Mobile is where IPv6 is catching on first, in many cases, because connecting all those devices requires lots of unique addresses. But some wireline networks are getting into the game, too. More than 46 percent of connections from AT&T's wired broadband network used the new protocol, as did about one-third of the traffic from Comcast customers. Outside the U.S., Deutsche Telekom and French carrier Free were both around 29 percent IPv6.
This evolution is invisible to most consumers.
"If you're a Verizon customer and you have a mobile handset, it is quite possible that you're an IPv6 user and you don't know it," said John Curran, president and CEO of ARIN [American Registry for Internet Numbers], which is in charge of addresses for North America.
All smartphones now ship with IPv6 capability. Some home broadband gateways support the new protocol, and some older models can be upgraded by the service provider.
Though consumers may not notice the shift, it's expected to be a critical change for the Internet in the coming years.

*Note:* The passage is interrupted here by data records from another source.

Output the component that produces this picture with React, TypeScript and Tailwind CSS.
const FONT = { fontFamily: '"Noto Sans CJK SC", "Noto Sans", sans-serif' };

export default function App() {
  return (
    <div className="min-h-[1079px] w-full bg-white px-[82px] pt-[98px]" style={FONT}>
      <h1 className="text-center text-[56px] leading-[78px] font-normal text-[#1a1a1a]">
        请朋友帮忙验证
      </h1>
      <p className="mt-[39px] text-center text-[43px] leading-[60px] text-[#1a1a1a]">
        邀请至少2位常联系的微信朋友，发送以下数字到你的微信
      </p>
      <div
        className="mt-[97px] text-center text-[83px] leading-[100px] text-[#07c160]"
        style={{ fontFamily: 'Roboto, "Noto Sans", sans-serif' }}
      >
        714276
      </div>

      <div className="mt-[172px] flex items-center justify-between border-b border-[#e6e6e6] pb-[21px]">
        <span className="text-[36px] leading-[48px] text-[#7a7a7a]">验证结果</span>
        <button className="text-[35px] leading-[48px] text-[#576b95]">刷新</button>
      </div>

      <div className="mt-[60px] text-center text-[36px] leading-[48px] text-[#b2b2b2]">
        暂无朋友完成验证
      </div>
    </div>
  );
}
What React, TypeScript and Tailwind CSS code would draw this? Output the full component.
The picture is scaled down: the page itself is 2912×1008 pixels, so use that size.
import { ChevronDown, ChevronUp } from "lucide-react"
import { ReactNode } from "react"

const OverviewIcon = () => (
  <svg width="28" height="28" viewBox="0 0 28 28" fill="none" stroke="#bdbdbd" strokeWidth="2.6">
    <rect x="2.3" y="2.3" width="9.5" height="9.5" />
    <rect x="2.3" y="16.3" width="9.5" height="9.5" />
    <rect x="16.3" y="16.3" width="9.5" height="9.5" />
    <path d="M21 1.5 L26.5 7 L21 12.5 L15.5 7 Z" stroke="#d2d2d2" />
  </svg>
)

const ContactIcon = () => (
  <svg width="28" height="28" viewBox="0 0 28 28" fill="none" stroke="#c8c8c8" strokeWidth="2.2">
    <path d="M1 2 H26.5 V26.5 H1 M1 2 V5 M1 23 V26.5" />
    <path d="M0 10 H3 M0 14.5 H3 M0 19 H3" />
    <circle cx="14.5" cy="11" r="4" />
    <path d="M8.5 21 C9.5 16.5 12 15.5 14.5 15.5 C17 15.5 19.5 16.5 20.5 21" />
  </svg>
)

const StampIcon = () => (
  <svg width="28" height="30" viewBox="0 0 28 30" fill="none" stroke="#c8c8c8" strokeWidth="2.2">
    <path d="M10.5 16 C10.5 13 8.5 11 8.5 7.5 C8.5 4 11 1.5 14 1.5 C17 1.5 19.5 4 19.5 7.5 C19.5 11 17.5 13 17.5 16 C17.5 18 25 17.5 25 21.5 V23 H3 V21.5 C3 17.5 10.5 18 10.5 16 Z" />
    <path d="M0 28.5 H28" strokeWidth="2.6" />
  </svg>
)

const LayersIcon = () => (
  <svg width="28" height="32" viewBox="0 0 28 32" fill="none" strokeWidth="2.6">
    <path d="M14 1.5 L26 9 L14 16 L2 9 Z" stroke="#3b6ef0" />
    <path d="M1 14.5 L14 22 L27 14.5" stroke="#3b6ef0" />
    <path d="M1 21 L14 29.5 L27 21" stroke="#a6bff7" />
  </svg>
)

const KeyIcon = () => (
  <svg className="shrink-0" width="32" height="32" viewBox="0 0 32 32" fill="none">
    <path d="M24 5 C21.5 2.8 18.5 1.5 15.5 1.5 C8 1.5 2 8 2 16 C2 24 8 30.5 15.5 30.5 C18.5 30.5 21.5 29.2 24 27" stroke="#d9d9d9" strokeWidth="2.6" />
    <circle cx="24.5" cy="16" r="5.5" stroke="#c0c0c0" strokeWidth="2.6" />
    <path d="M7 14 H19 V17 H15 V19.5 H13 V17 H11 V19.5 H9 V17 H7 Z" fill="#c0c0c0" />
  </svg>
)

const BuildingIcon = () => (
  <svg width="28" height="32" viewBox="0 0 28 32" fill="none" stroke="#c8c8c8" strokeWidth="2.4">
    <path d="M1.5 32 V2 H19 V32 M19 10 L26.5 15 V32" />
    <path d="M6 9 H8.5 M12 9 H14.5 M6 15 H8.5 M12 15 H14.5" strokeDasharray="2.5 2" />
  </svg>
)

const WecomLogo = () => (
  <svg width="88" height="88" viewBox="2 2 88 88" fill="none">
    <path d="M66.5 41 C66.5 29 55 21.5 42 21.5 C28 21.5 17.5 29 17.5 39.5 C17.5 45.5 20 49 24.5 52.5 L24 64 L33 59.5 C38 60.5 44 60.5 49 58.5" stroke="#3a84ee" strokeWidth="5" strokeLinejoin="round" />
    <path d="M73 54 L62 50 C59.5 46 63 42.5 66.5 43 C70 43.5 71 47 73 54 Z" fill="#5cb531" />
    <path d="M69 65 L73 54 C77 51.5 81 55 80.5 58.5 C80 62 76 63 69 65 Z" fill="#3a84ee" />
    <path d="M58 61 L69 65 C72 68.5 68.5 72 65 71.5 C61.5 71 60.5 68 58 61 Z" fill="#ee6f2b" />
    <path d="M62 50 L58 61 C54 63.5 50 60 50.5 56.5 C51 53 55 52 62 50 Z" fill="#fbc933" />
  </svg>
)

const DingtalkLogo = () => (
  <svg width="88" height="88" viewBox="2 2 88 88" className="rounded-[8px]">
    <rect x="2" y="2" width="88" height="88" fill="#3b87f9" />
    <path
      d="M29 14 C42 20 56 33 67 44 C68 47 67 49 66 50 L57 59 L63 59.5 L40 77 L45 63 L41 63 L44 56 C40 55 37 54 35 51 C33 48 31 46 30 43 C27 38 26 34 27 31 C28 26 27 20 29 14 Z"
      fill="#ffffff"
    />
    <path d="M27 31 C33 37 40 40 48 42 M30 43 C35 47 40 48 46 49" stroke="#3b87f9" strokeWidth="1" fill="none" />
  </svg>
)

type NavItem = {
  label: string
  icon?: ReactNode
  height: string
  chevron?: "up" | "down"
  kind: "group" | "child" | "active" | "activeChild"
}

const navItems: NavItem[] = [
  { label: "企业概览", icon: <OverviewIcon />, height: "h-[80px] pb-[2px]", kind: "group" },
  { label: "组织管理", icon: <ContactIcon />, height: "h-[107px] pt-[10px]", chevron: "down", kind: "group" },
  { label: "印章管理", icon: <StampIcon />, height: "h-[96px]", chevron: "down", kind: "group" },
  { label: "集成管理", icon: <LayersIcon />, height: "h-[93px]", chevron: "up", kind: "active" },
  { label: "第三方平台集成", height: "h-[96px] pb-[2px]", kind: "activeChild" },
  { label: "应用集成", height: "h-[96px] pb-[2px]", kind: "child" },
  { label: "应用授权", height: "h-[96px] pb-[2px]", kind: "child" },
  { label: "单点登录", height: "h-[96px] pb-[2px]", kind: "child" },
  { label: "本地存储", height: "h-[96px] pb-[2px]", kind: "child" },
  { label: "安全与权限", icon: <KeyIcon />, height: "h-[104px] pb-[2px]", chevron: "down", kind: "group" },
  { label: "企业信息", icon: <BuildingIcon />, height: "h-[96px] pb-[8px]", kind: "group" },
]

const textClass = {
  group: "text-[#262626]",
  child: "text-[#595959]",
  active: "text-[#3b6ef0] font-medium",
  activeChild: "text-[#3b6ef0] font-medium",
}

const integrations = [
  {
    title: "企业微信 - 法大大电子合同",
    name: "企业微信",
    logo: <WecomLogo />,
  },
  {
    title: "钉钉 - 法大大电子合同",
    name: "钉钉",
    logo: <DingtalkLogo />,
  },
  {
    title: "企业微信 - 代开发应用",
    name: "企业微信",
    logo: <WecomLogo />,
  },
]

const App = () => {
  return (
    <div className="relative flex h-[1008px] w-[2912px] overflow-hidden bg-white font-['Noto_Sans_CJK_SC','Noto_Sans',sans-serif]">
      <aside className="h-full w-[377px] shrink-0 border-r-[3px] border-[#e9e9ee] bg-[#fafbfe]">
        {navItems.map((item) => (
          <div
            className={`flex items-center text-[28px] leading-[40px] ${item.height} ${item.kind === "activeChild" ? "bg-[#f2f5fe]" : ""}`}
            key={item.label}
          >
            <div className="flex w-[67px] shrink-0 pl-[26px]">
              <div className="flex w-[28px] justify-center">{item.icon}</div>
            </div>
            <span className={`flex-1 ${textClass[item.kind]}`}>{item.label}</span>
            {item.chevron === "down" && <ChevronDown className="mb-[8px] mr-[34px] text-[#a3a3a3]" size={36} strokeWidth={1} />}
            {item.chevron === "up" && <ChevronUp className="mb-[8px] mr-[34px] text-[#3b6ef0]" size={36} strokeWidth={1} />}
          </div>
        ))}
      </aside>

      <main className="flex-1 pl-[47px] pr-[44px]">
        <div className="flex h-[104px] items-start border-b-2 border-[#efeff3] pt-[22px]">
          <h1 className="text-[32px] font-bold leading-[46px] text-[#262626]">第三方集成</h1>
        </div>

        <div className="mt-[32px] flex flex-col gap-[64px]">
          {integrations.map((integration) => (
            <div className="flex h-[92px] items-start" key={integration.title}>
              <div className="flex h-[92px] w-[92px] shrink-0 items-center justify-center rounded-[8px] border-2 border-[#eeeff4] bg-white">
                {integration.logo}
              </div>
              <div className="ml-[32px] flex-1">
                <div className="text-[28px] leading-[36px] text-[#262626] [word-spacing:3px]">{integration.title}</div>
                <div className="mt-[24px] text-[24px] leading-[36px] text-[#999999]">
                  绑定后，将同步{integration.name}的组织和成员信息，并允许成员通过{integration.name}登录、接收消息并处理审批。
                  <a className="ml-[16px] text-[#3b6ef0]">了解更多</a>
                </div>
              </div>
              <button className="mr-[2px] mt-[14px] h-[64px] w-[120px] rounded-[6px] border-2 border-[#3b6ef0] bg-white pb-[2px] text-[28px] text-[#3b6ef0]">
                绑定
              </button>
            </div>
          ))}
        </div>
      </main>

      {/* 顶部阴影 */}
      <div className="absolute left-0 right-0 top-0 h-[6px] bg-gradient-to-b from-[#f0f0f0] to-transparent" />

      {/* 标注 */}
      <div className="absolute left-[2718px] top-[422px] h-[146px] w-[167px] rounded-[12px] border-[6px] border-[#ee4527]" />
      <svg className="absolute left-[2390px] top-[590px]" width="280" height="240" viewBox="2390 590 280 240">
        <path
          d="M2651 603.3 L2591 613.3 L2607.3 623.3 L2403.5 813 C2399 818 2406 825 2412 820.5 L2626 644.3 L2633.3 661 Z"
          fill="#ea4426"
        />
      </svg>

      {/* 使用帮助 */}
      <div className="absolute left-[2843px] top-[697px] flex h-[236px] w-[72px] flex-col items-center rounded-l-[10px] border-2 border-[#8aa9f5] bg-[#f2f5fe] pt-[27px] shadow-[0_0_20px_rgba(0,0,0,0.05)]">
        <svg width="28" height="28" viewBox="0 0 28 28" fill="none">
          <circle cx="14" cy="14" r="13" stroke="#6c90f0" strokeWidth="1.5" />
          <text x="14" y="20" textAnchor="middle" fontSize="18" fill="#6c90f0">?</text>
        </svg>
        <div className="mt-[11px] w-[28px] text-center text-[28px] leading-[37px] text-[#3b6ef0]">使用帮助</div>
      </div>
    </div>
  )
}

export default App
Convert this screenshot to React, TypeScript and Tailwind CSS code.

Most of the Internet is still made up of PCs, Web servers, phones and other devices that identify themselves using IPv4, a system that was first deployed in 1981 and only has 4.3 billion unique addresses. If there are more than 700 million arrangement could run into problems. And it has: The regional organizations that give out fresh IP addresses all say their IPv4 supplies are running low, and the market for unused address space may be heating up.
The shortage of IPv4 addresses is a hot topic at this week's biannual meeting of ARIN. The organization is getting ready to open a waiting list for companies requesting large numbers of fresh addresses.
IPv6 solves the shortage with a bigger address space that should be able to provide a unique number for everything that will ever get on the Internet. The new protocol languished for years as companies downplayed the coming address drought. But now, in some countries and some parts of the Internet business, those days are over.
Here's more good news: Facebook says about 8 percent of all its members worldwide use IPv6 to reach its content. In the U.S., it's 17.5 percent. Those shares are doubling each year, Facebook software engineer Paul Saab said. Google logs just over 6 percent of its visitors coming over the new protocol.
But while many ISPs and major Internet content providers have made IPv6 partly available and are aggressively rolling it out, a long tail of smaller participants has not.
"As you radiate out from core providers and into the different parts of the Internet, it drops out pretty quick," said Doug Madory, director of Internet analysis at Dyn Research
Of the top 1,000 websites, as measured by Web analytics company Alexa, only 14.2 percent can be reached via IPv6. In terms of the number of bits traversing the Internet as a whole, there may be an even longer way to go. Reports by the Amsterdam Internet Exchange, one of the largest Internet peering companies, show IPv4 traffic peaking daily at about 3.5Tbps (bits per second). Meanwhile, IPv6 traffic typically peaks at about 30Gbps, suggesting it makes up only about 1 percent of the data going through the exchange.
A world map created by APNIC [Asia-Pacific Network Information Centre] and Google shows IPv6 capability ranging from almost 39 percent in Belgium to zero in many developing countries. While Germany comes in at nearly 20 percent and the U.S. almost 17 percent, few others countries exceed 10 percent.
"It is happening, but it's still piecemeal," APNIC Chief Scientist Geoff Huston said via email. "Just 30 ISPs account for most of the visible IPv6 activity. Now, they are big ISPs and they are influential in the industry, but there are still just 30."
"I don't feel like we're arriving yet on this tipping point where everybody's going to adopt this soon," Dyn's Madory said.
Vint Cerf, ARIN's board chair and Google's chief Internet evangelist, thinks the tide will turn when overall IPv6 use hits about 25 percent. That should happen in the next few years, driven by the need to connect more mobile devices and the Internet of Things, Cerf said.
As for the speed boost that may come with IPv6, it's too early to say whether you'll see it or not. Facebook says it has seen users' News Feeds loading 20 percent to 40 percent faster on mobile devices using IPv6. Tests at Time Warner Cable have shown a 15 percent boost.
The speed increases might happen because users of IPv6 don't have to share an IPv4 address with other subscribers using Network Address Translation, a technique that makes the network work harder. But Facebook's Saab isn't ready to break out the confetti just yet.
"We're still trying to clarify the data," Saab said.